What is search engine optimization (SEO)?
Search engine optimization is the
process of making improvements on and off your website in order to gain more
exposure in search engine results. And more exposure in search engine results
will ultimately lead to more visitors finding you for the right reasons.
In order to understand what improvements will affect search engine results, let's take a step back and understand the goal of the search engines themselves. At the heart of it all, search engines are just trying to find and understand all the content out there on the internet, and then quickly deliver relevant and authoritative results based on any phrase the user might be searching for.
When a user searches for something
like Cairo hotels, search engines want to show a list of results that are
relevant to the topic of Cairo hotels.
Search engines will analyze all of
the webpages they have ever visited, and pick out the pages that they believe
are the most relevant to Cairo hotels. They determine this by evaluating lots
of different factors, including how your content is written and implemented in
code, as well as how other websites around the internet are linking to you. And
all of this is stuffed into a very big, very complex, and very proprietary
index.
At the end of the day, and in a
fraction of a second, the search engine is then able to use complex algorithms
to rank and display all of those webpages in order of relevance to that phrase
that the user just typed in, California hotels.
This is very important to
understand, because search engines make a very clear distinction between
content that's about Cairo hotels versus content relevant for other phrases,
like Cairo resorts, or a phrase like swimming pool.

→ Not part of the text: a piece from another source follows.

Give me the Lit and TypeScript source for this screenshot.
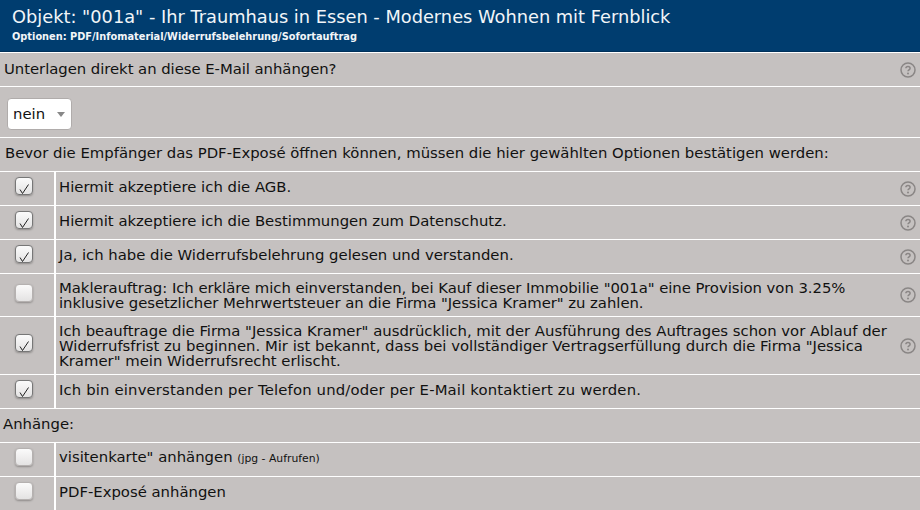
import { LitElement, html, css, nothing } from "lit";
import { customElement } from "lit/decorators.js";

const help = html`<svg class="help" viewBox="0 0 16 16" aria-hidden="true"><circle cx="8" cy="8" r="7" fill="none" stroke="#8a8685" stroke-width="1.5"/><path d="M5.9 6.3c0-1.2 1-1.9 2.1-1.9s2.1.7 2.1 1.8c0 1.6-2.1 1.6-2.1 3.1" fill="none" stroke="#8a8685" stroke-width="1.5"/><circle cx="8" cy="11.5" r="1" fill="#8a8685"/></svg>`;

interface Row { text: unknown; checked: boolean; help: boolean; h: string; cls?: string; }

const rows: Row[] = [
  { text: "Hiermit akzeptiere ich die AGB.", checked: true, help: true, h: "h33" },
  { text: "Hiermit akzeptiere ich die Bestimmungen zum Datenschutz.", checked: true, help: true, h: "h33" },
  { text: "Ja, ich habe die Widerrufsbelehrung gelesen und verstanden.", checked: true, help: true, h: "h33" },
  { text: html`Maklerauftrag: Ich erkläre mich einverstanden, bei Kauf dieser Immobilie "001a" eine Provision von 3.25%<br />inklusive gesetzlicher Mehrwertsteuer an die Firma "Jessica Kramer" zu zahlen.`, checked: false, help: true, h: "h42", cls: "tight" },
  { text: html`Ich beauftrage die Firma "Jessica Kramer" ausdrücklich, mit der Ausführung des Auftrages schon vor Ablauf der<br />Widerrufsfrist zu beginnen. Mir ist bekannt, dass bei vollständiger Vertragserfüllung durch die Firma "Jessica<br />Kramer" mein Widerrufsrecht erlischt.`, checked: true, help: true, h: "h57" },
  { text: "Ich bin einverstanden per Telefon und/oder per E-Mail kontaktiert zu werden.", checked: true, help: false, h: "h33", cls: "loose" },
];

const attach: Row[] = [
  { text: html`visitenkarte" anhängen <small>(jpg - Aufrufen)</small>`, checked: false, help: false, h: "h33" },
  { text: "PDF-Exposé anhängen", checked: false, help: false, h: "h33" },
];

@customElement("app-root")
export class AppRoot extends LitElement {
  static styles = css`
    :host { display: block; width: 920px; height: 510px; overflow: hidden; background: #fff;
      font-family: "DejaVu Sans", Verdana, sans-serif; font-size: 14.85px; color: #111; }
    * { box-sizing: border-box; }
    .head { height: 52px; background: #003d6f; color: #f2f5f8; padding: 7px 0 0 12px; border-bottom: 1px solid #00315a; }
    .title { font-size: 17.8px; line-height: 20px; }
    .sub { line-height: 14px; font-weight: bold; margin-top: 3px; font-size: 9.8px; }
    .band { background: #c5c1c0; margin-bottom: 1px; display: flex; align-items: center; }
    .q { height: 33px; margin-top: 1px; padding: 0 4px; justify-content: space-between; }
    .q span { padding-bottom: 1px; letter-spacing: -0.04px; }
    .sel { height: 50px; padding: 4px 0 0 7px; }
    .box { width: 65px; height: 32px; background: #fff; border: 1px solid #b0acab; border-radius: 4px; display: flex; align-items: center; padding-left: 5px; gap: 12px; }
    .arrow { width: 0; height: 0; border: 4px solid transparent; border-top: 5px solid #888; border-bottom: 0; }
    .lead { height: 33px; padding: 0 0 3px 5px; }
    .anh { height: 33px; padding: 0 0 3px 3px; }
    .row { display: flex; margin-bottom: 1px; background: #fff; gap: 2px; }
    .cell { background: #c5c1c0; display: flex; align-items: center; }
    .c1 { width: 54px; justify-content: center; padding: 0 6px 5px 0; }
    .c2 { flex: 1; padding: 0 4px 0 3px; justify-content: space-between; line-height: 15px; }
    .c2 .txt { padding-bottom: 3px; }
    .h42 .txt, .h57 .txt { padding: 2px 0 0; }
    .h33 { height: 33px; } .h42 { height: 42px; } .h57 { height: 57px; }
    .loose { letter-spacing: 0.15px; }
    .tight { letter-spacing: -0.04px; }
    .cb { width: 18px; height: 18px; border-radius: 4px; background: linear-gradient(#fbfbfb, #e4e3e3);
      border: 1px solid #b5b1b0; box-shadow: 0 1px 2px #8f8b8a; display: block; }
    .cb.on { border-color: #777; }
    .cb svg { display: block; width: 16px; height: 16px; overflow: visible; }
    .help { width: 16px; height: 16px; flex: none; }
    small { font-size: 10.8px; }
  `;

  private renderRow(r: Row) {
    return html`<div class="row">
      <div class="cell c1 ${r.h}"><span class="cb ${r.checked ? "on" : ""}">${r.checked
        ? html`<svg viewBox="0 0 16 16"><path d="M4 11.5L6.5 15.5L12.5 6.5" fill="none" stroke="#222" stroke-width="1"/></svg>`
        : nothing}</span></div>
      <div class="cell c2 ${r.h}"><span class="txt ${r.cls ?? ""}">${r.text}</span>${r.help ? help : nothing}</div>
    </div>`;
  }

  render() {
    return html`
      <div class="head">
        <div class="title">Objekt: "001a" - Ihr Traumhaus in Essen - Modernes Wohnen mit Fernblick</div>
        <div class="sub">Optionen: PDF/Infomaterial/Widerrufsbelehrung/Sofortauftrag</div>
      </div>
      <div class="band q"><span>Unterlagen direkt an diese E-Mail anhängen?</span>${help}</div>
      <div class="band sel"><div class="box"><span>nein</span><span class="arrow"></span></div></div>
      <div class="band lead">Bevor die Empfänger das PDF-Exposé öffnen können, müssen die hier gewählten Optionen bestätigen werden:</div>
      ${rows.map((r) => this.renderRow(r))}
      <div class="band anh">Anhänge:</div>
      ${attach.map((r) => this.renderRow(r))}
    `;
  }
}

Search engines are able to
understand quite a bit about semantic and thematic connections between words
and concepts.
Take another example search query,
dog crates. A search engine knows that pages selling dog crates are extremely
relevant to that search query. But it also knows that websites about pet
carriers are very relevant, too. And it knows that a website promoting things
like pet food or dog toys might also be relevant to the search query, but
perhaps to a lesser extent.
The other factor that influences search engine exposure is authority.
In other words, out there on the
largely lawless World Wide Web, where anyone can post anything, is your website
a trusted place on the internet that the search engines would want to show to
their users? One very common way that search engines determine the authority of
a webpage or a domain is by evaluating what other websites link to you, and
this can be measured through not only links out there that are pointing to your
website, but also, and this is especially important if you're a local business
or selling a product, reviews and what people are saying about you on the
internet, a category collectively referred to as sentiment.
You can think of links as a vote
on the internet. A webpage linking to your website is almost like saying, hey,
I trust your content enough that I'm willing to reference your page and
possibly even send my traffic to your site. It's a vote of trust, and the
search engines pick up on this as they scour the web, reading, evaluating, and
storing all the data they can find on all the pages of the internet. But it's
important to know right from the start that this is not just a popularity
contest where you try to accumulate the most votes or links on the internet.
Search engines have safeguards in
place to prevent this kind of abuse, and instead place an emphasis on the quality
and relevance of a link. For example, a search engine is more likely to trust a
link if it comes from a well-respected or industry-related site, like an
industry-leading blog or a non-profit or a government agency involved in your
field of work.
If you were the owner of that Cairo
hotel, you may have links from travel review sites, local chambers of commerce,
or things like local travel bureaus. All that is pretty relevant. A link coming
from a one month old site that has nothing to do with you or your industry
right above some text that says I'll link to anything you want for $5 is not
going to be valued nearly as much.
In fact, that could get your site
tossed from the results pages altogether. From the search engine's perspective,
some links are more effective than others in casting their vote to your website
and determining your site's authority. So you might think of this whole system
as a weighted democracy, where some votes are worth more than others.
Understanding how important both relevance and authority are to a search engine will help us to both understand and improve these factors, and will ultimately lead to better search engine exposure and more visitors to the pages of our websites.